In the episode "Favor the Bold", Bashir accuses him of being a pessimist and he defends himself by asserting: "I always hope for the best. Experience, unfortunately, has taught me to expect the worst." On several occasions, when an otherwise trusting or idealistic character expresses a lack of trust in him, he reacts positively, remarking "there may be hope for you yet".

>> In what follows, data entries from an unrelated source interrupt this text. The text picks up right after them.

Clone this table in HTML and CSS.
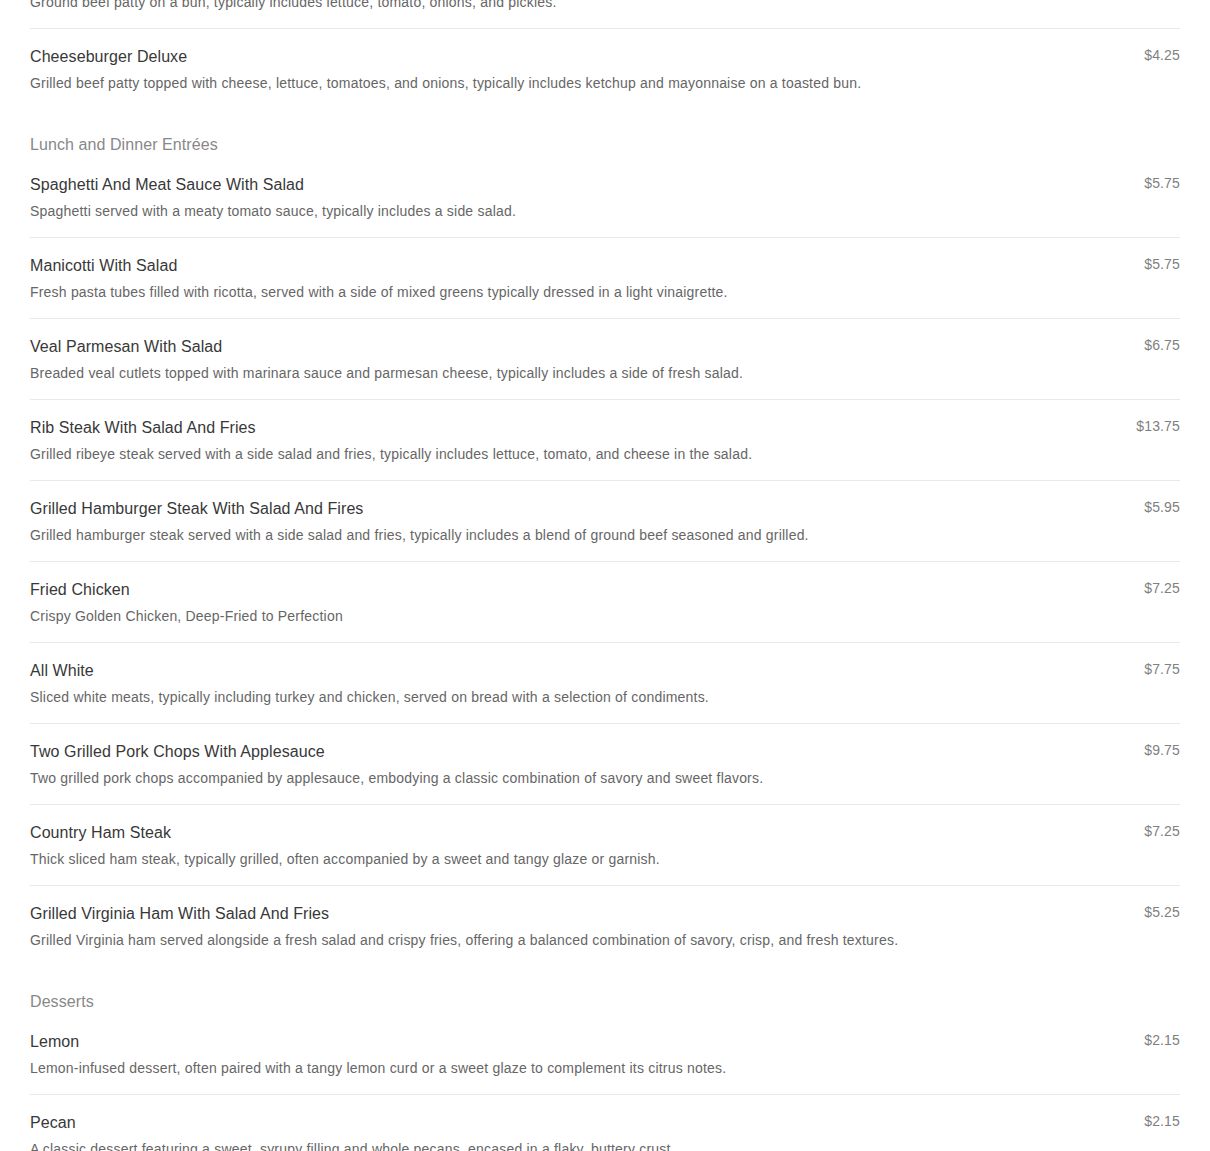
FILE: index.html
```html
<!DOCTYPE html>
<html lang="en">
<head>
<meta charset="utf-8">
<title>Menu</title>
<link rel="stylesheet" href="styles.css">
</head>
<body>
<main class="menu">
  <section class="section section-first">
    <div class="item">
      <div class="item-text">
        <div class="item-name">Hamburger Deluxe</div>
        <div class="item-desc">Ground beef patty on a bun, typically includes lettuce, tomato, onions, and pickles.</div>
      </div>
      <div class="item-price">$3.75</div>
    </div>
    <div class="item">
      <div class="item-text">
        <div class="item-name">Cheeseburger Deluxe</div>
        <div class="item-desc">Grilled beef patty topped with cheese, lettuce, tomatoes, and onions, typically includes ketchup and mayonnaise on a toasted bun.</div>
      </div>
      <div class="item-price">$4.25</div>
    </div>
  </section>

  <section class="section">
    <h2 class="section-title">Lunch and Dinner Entrées</h2>
    <div class="item">
      <div class="item-text">
        <div class="item-name">Spaghetti And Meat Sauce With Salad</div>
        <div class="item-desc">Spaghetti served with a meaty tomato sauce, typically includes a side salad.</div>
      </div>
      <div class="item-price">$5.75</div>
    </div>
    <div class="item">
      <div class="item-text">
        <div class="item-name">Manicotti With Salad</div>
        <div class="item-desc">Fresh pasta tubes filled with ricotta, served with a side of mixed greens typically dressed in a light vinaigrette.</div>
      </div>
      <div class="item-price">$5.75</div>
    </div>
    <div class="item">
      <div class="item-text">
        <div class="item-name">Veal Parmesan With Salad</div>
        <div class="item-desc">Breaded veal cutlets topped with marinara sauce and parmesan cheese, typically includes a side of fresh salad.</div>
      </div>
      <div class="item-price">$6.75</div>
    </div>
    <div class="item">
      <div class="item-text">
        <div class="item-name">Rib Steak With Salad And Fries</div>
        <div class="item-desc">Grilled ribeye steak served with a side salad and fries, typically includes lettuce, tomato, and cheese in the salad.</div>
      </div>
      <div class="item-price">$13.75</div>
    </div>
    <div class="item">
      <div class="item-text">
        <div class="item-name">Grilled Hamburger Steak With Salad And Fires</div>
        <div class="item-desc">Grilled hamburger steak served with a side salad and fries, typically includes a blend of ground beef seasoned and grilled.</div>
      </div>
      <div class="item-price">$5.95</div>
    </div>
    <div class="item">
      <div class="item-text">
        <div class="item-name">Fried Chicken</div>
        <div class="item-desc">Crispy Golden Chicken, Deep-Fried to Perfection</div>
      </div>
      <div class="item-price">$7.25</div>
    </div>
    <div class="item">
      <div class="item-text">
        <div class="item-name">All White</div>
        <div class="item-desc">Sliced white meats, typically including turkey and chicken, served on bread with a selection of condiments.</div>
      </div>
      <div class="item-price">$7.75</div>
    </div>
    <div class="item">
      <div class="item-text">
        <div class="item-name">Two Grilled Pork Chops With Applesauce</div>
        <div class="item-desc">Two grilled pork chops accompanied by applesauce, embodying a classic combination of savory and sweet flavors.</div>
      </div>
      <div class="item-price">$9.75</div>
    </div>
    <div class="item">
      <div class="item-text">
        <div class="item-name">Country Ham Steak</div>
        <div class="item-desc">Thick sliced ham steak, typically grilled, often accompanied by a sweet and tangy glaze or garnish.</div>
      </div>
      <div class="item-price">$7.25</div>
    </div>
    <div class="item">
      <div class="item-text">
        <div class="item-name">Grilled Virginia Ham With Salad And Fries</div>
        <div class="item-desc">Grilled Virginia ham served alongside a fresh salad and crispy fries, offering a balanced combination of savory, crisp, and fresh textures.</div>
      </div>
      <div class="item-price">$5.25</div>
    </div>
  </section>

  <section class="section">
    <h2 class="section-title">Desserts</h2>
    <div class="item">
      <div class="item-text">
        <div class="item-name">Lemon</div>
        <div class="item-desc">Lemon-infused dessert, often paired with a tangy lemon curd or a sweet glaze to complement its citrus notes.</div>
      </div>
      <div class="item-price">$2.15</div>
    </div>
    <div class="item">
      <div class="item-text">
        <div class="item-name">Pecan</div>
        <div class="item-desc">A classic dessert featuring a sweet, syrupy filling and whole pecans, encased in a flaky, buttery crust.</div>
      </div>
      <div class="item-price">$2.15</div>
    </div>
  </section>
</main>
</body>
</html>
```

FILE: styles.css
```css
html, body {
  margin: 0;
  padding: 0;
  background: #ffffff;
}

body {
  font-family: "Liberation Sans", Arial, Helvetica, sans-serif;
  color: #333333;
  overflow: hidden;
}

.menu {
  padding: 0 30px;
  margin-top: -52px;
}

.section {
  display: flex;
  flex-direction: column;
  margin-top: 26px;
}

.section-first {
  margin-top: 0;
}

.section-title {
  margin: 0 0 2px 0;
  font-size: 16px;
  line-height: 20px;
  font-weight: normal;
  color: #888888;
  letter-spacing: 0.08px;
}

.item {
  display: flex;
  justify-content: space-between;
  align-items: flex-start;
  gap: 20px;
  padding: 17px 0 16px 0;
  border-bottom: 1px solid #e9e9e9;
}

.item:last-child {
  border-bottom: none;
}

.item-text {
  display: flex;
  flex-direction: column;
  gap: 6px;
  padding-top: 1px;
}

.item-name {
  font-size: 16px;
  line-height: 20px;
  color: #383838;
  letter-spacing: 0.08px;
}

.item-desc {
  font-size: 14px;
  line-height: 20px;
  color: #666666;
  letter-spacing: 0.2px;
}

.item-price {
  font-size: 14px;
  line-height: 18px;
  color: #808080;
  letter-spacing: 0.15px;
  white-space: nowrap;
}
```
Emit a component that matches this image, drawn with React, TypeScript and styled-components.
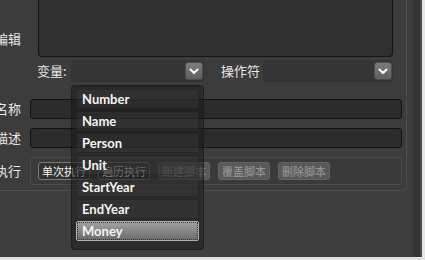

Garak on numerous occasions is seen to have internal conflicts between his morals and his obligations to the Cardassian central command. Despite substantial evidence to suggest that he was an operative of the Obsidian Order, Garak on several occasions denies having ever been involved with the group, claiming he is just "plain, simple Garak, a tailor on the Promenade" and that his difficulties with the Cardassian government stem from tax evasion. He repeats this story frequently, even to people that he knows are aware of (some of) the truth about his past, and even those who are unaware of Garak's past find the assertion to be dubious, at best.

==Mirror universe==
In the mirror universe Garak is a vicious and sadistic Gul in the Cardassian military. He was Intendant Kira's second-in-command and resented her authority. Worf's mirror universe counterpart personally blamed Garak for losing the Terok Nor station to a Terran (human) slave rebellion, although Garak blamed Kira and attempted to manipulate Worf into trying to get revenge on her.

Robinson reportedly disliked portraying this version of Garak, as he lacked any of his counterpart's depth or complexity, instead serving as a mere treacherous minion. This quality was noted in his last appearance when Quark, Rom and Zek travelled to the Mirror Universe, Quark and Rom criticizing Mirror-Garak's plans to simply kill them by talking about the elaborate lengths that their Garak would go to, resulting in Mirror-Garak being killed by the Mirror version of Ezri Tigan while he was distracted.

==Appearances==
Garak appeared in the following Star Trek: Deep Space Nine episodes:

- "Past Prologue"
- "Cardassians"
- "Profit and Loss"
- "The Wire"
- "Crossover"
- "The Search: Part 2"
- "Second Skin"
- "Civil Defense"
- "Distant Voices"
- "Through the Looking Glass"
- "Improbable Cause"
- "The Die Is Cast"
- "The Way of the Warrior"
- "Our Man Bashir"
- "Shattered Mirror"
- "For the Cause"
- "Body Parts"
- "Broken Link"
- "Things Past"

- "In Purgatory's Shadow"
- "By Inferno's Light"
- "Empok Nor"
- "Call to Arms"
- "A Time to Stand"
- "Rocks and Shoals"
- "Favor the Bold"
- "Sacrifice of Angels"
- "In the Pale Moonlight"
- "Tears of the Prophets"
- "Afterimage"
- "The Emperor's New Cloak"
- "Inter Arma Enim Silent Leges"
- "When It Rains…"
- "Tacking Into the Wind"
- "Extreme Measures"
- "The Dogs of War"
- "What You Leave Behind"

A version of Garak from a parallel universe appeared in the fifth season and penultimate episode of Star Trek: Lower Decks, "Fissure Quest".

==Reception==
In 2009, IGN ranked Garak as the 14th best character of Star Trek overall.

In 2017, Screen Rant ranked Garak the 14th best character of all Star Trek. They note that the character is beloved by fans, although seems to have a morally grey quality that feeds a level of mystery about the apparently exiled Cardassian. They note that the actor that played Garak wrote A Stitch In Time, and recommended it for aficionados of this Star Trek: Deep Space Nine character.

In 2018, CBR ranked Garak the second best recurring character of all Star Trek.

In 2020, Screen Rant ranked Garak one of the top five most likeable characters on the show.